In other question, Ron Maimon says that he thinks string theory is the physical regulator. I did not know that string theory regularize divergencies.
So, Q1: How does string theory regularize the ultra-violet divergencies of the "low-energy" (Standard Model) fields? And Q2: Why it doesn't regularize its own divergencies.
By regularization I mean that the theory is ultra-violet finite before removing the regulator.
Answer
The answer to both questions is that string theory is completely free of any ultraviolet divergences. It follows that its effective low-energy descriptions such as the Standard Model automatically come with a regulator.
An important "technicality" to notice is that the formulae for amplitudes in string theory are not given by the same integrals over loop momenta as in quantum field theory.
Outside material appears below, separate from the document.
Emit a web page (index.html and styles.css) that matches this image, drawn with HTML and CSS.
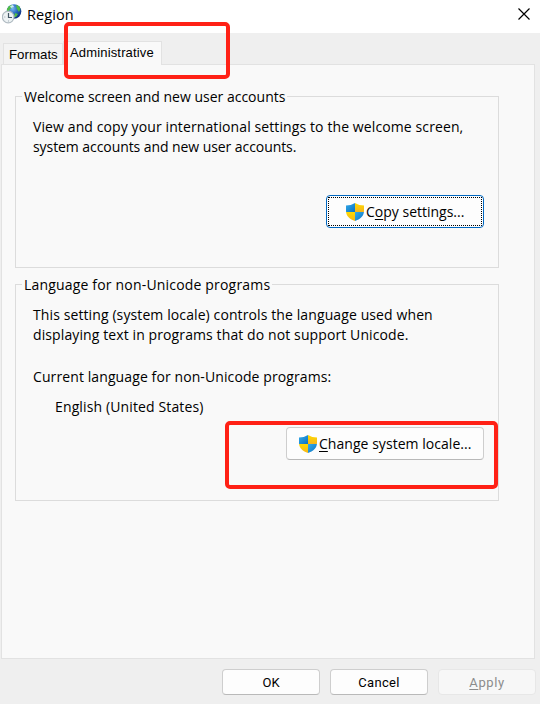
FILE: index.html
```html
<!DOCTYPE html>
<html lang="en">
<head>
<meta charset="utf-8">
<title>Region</title>
<link rel="stylesheet" href="styles.css">
</head>
<body>
<svg width="0" height="0" class="defs" aria-hidden="true">
  <defs>
    <linearGradient id="blue" x1="0" y1="0" x2="1" y2="1"><stop offset="0" stop-color="#36ace8"/><stop offset="1" stop-color="#0871c5"/></linearGradient>
    <linearGradient id="gold" x1="0" y1="0" x2="0" y2="1"><stop offset="0" stop-color="#ffda00"/><stop offset="1" stop-color="#f5b51c"/></linearGradient>
    <clipPath id="shield-shape"><path d="M0 2.5Q5 2.5 9 0Q13 2.5 18 2.5V8C18 13 14 16.500 9 18C4 16.500 0 13 0 8Z"/></clipPath>
    <symbol id="shield" viewBox="0 0 18 18">
      <g clip-path="url(#shield-shape)">
        <path fill="url(#blue)" d="M0 0H9V9H0Z"/><path fill="url(#gold)" d="M9 0H18V9H9Z"/>
        <path fill="url(#gold)" d="M0 9H9V18H0Z"/><path fill="url(#blue)" d="M9 9H18V18H9Z"/>
      </g>
    </symbol>
  </defs>
</svg>
<div class="window">
  <header class="titlebar">
    <svg class="app-icon" viewBox="0 0 20 20">
      <defs><radialGradient id="globe" cx=".4" cy=".3" r=".75"><stop offset="0" stop-color="#79b9ed"/><stop offset=".5" stop-color="#2465bd"/><stop offset="1" stop-color="#092576"/></radialGradient></defs>
      <circle cx="12" cy="7.500" r="7.300" fill="url(#globe)"/>
      <path fill="#52bd45" d="M14 1Q17 1 18.500 5L17 8L15 5ZM5 5Q7 1 10 1L11 3L8 5L7 7H5ZM13 9L16 10L14 13H12Z"/>
      <path fill="#c7e8f7" d="M8 2L11 1L12 3L9 4Z"/>
      <circle cx="6.200" cy="13" r="5.800" fill="#edf2f4" stroke="#b0bbc2" stroke-width="1.200"/>
      <path fill="none" stroke="#435665" stroke-width="1.200" d="M6.500 9V13.500H10"/>
      <path stroke="#8998a2" stroke-width=".8" d="M2.300 13H3.300M6.500 16.500V17.500"/>
    </svg>
    <h1 class="title">Region</h1>
    <svg class="close" viewBox="0 0 12 12"><path d="M.5 .5L11.500 11.500M11.500 .5L.5 11.500"/></svg>
  </header>
  <nav class="tabs">
    <span class="tab tab-formats">Formats</span>
    <span class="tab tab-active">Administrative</span>
  </nav>
  <main class="panel">
    <section class="group group-welcome">
      <h2 class="legend">Welcome screen and new user accounts</h2>
      <p class="copy">View and copy your international settings to the welcome screen,<br><span class="tight">system accounts and new user accounts.</span></p>
      <button class="button button-focus"><svg class="shield"><use href="#shield"/></svg><span>C<u>o</u>py settings...</span></button>
    </section>
    <section class="group group-language">
      <h2 class="legend legend-wide">Language for non-Unicode programs</h2>
      <p class="copy">This setting (system locale) controls the language used when<br>displaying text in programs that do not support Unicode.</p>
      <p class="current">Current language for non-Unicode programs:</p>
      <p class="locale">English (United States)</p>
      <button class="button button-locale"><svg class="shield"><use href="#shield"/></svg><span><u>C</u>hange system locale...</span></button>
    </section>
  </main>
  <footer class="actions">
    <button class="action">OK</button>
    <button class="action">Cancel</button>
    <button class="action" disabled><u>A</u>pply</button>
  </footer>
  <div class="highlight highlight-tab"></div>
  <div class="highlight highlight-locale"></div>
</div>
</body>
</html>
```

FILE: styles.css
```css
* { box-sizing: border-box; }
body { margin: 0; background: #efefef; font-family: "Open Sans", "Noto Sans", sans-serif; font-size: 14px; color: #000; }
h1, h2, p { margin: 0; font-weight: 400; font-size: 14px; }
.defs { position: absolute; }
.window { position: relative; display: flex; flex-direction: column; width: 540px; height: 704px; overflow: hidden; }
.titlebar { display: flex; height: 33px; padding: 4px 10px 0 2px; background: #fff; }
.app-icon { width: 20px; height: 20px; }
.title { margin-left: 5px; line-height: 22px; font-size: 14.500px; letter-spacing: .1px; }
.close { width: 12px; height: 12px; margin: 4px 0 0 auto; fill: none; stroke: #000; stroke-width: 1.200; }
.tabs { display: flex; align-items: flex-end; height: 32px; padding-left: 3px; font-family: "Liberation Sans", sans-serif; font-size: 13px; }
.tab { border: 1px solid #e2e2e2; border-bottom: 0; white-space: nowrap; }
.tab-formats { width: 60px; height: 22px; padding-left: 5px; background: #f3f3f3; line-height: 21px; font-size: 13.300px; }
.tab-active { z-index: 1; width: 99px; height: 24px; padding-left: 6px; background: #f9f9f9; line-height: 21px; letter-spacing: .16px; }
.panel { width: 534px; height: 595px; margin: -1px 0 0 1px; padding: 31px 0 0 13px; border: 1px solid #e2e2e2; background: #f9f9f9; }
.group { display: flex; flex-direction: column; width: 484px; border: 1px solid #dcdcdc; }
.group-welcome { height: 172px; }
.group-language { height: 217px; margin-top: 16px; }
.legend { align-self: flex-start; height: 20px; margin: -10px 0 0 6px; padding: 0 2px; background: #f9f9f9; line-height: 20px; white-space: nowrap; }
.legend-wide { letter-spacing: .18px; }
.copy { margin: 10px 0 0 17px; line-height: 20px; letter-spacing: .105px; white-space: nowrap; }
.tight { letter-spacing: -.07px; }
.current { margin: 22px 0 0 17px; line-height: 20px; letter-spacing: .1px; }
.locale { margin: 10px 0 0 39px; line-height: 20px; letter-spacing: .13px; }
.button { position: relative; display: flex; align-items: center; height: 33px; padding: 0 0 0 12px; margin: 10px 14px 0 auto; border: 1px solid #cecece; border-bottom-color: #b9b9b9; border-radius: 4px; background: #fdfdfd; color: #000; font: 14px "Open Sans", sans-serif; white-space: nowrap; }
.button-focus { width: 158px; margin-top: 38px; padding-left: 19px; border-color: #0067c0; }
.button-focus::after { content: ""; position: absolute; inset: 1px; border: 1px dotted #000; }
.button-locale { width: 198px; letter-spacing: .04px; }
.shield { flex: none; width: 18px; height: 18px; margin-right: 2px; }
u { text-underline-offset: 2px; text-decoration-thickness: 1px; text-decoration-skip-ink: none; }
.actions { display: flex; justify-content: flex-end; gap: 10px; padding: 10px 4px 0 0; }
.action { width: 98px; height: 26px; padding: 0; border: 1px solid #cecece; border-bottom-color: #b9b9b9; border-radius: 4px; background: #fdfdfd; color: #000; font: 13px Roboto, sans-serif; letter-spacing: .35px; }
.action:first-child { letter-spacing: 0; }
.action:disabled { border-color: #e7e7e7; background: #f7f7f7; color: #8c8c8c; letter-spacing: .6px; }
.highlight { position: absolute; z-index: 2; border: 4px solid #ff2116; border-radius: 5px; pointer-events: none; }
.highlight-tab { left: 64px; top: 22px; width: 166px; height: 57px; }
.highlight-locale { left: 225px; top: 421px; width: 273px; height: 68px; }
```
Instead, the Feynman diagrams in string theory are Riemann surfaces, world sheets, and one integrates over their possible conformal shapes (moduli).
Nevertheless, if one rewrites these integrals in a way that is convenient to extract the low-energy limit of string theory, one may see that the stringy diagrams boil down to the quantum field theory diagrams at low energies and the formulae are the same except for modifications that become large, $O(1)$, at energies of order $m_{\rm string}\sim \sqrt{T}$. The string scale is where perturbative string theory's corrections to quantum field theory become substantial and that's where the typical power-law increasing divergences in QFT are replaced by the exponentially decreasing, ultra-soft stringy behavior.
The reason/proof why/that string theory has no UV divergences has been known for decades. UV divergences would arise from extreme corners of the moduli space of Riemann surfaces in which the "length of various tubes" inside the degenerating Riemann surface would go to zero. But all such extreme diagrams are equivalent to diagrams with "extremely thin tubes" and may therefore be reinterpreted as IR divergences: it's the only right interpretation of these divergences and no "extra UV divergences" exist because it would be double-counting.
Bosonic string theory has infrared divergences due to the tachyon and dilaton and their long-range effects. However, in 10-dimensional superstring theory, one may prove that all the IR divergences – and there are just several a priori possible candidates that could be nonzero to start with – cancel, essentially due to supersymmetry. It follows that superstring theory is free of all divergences.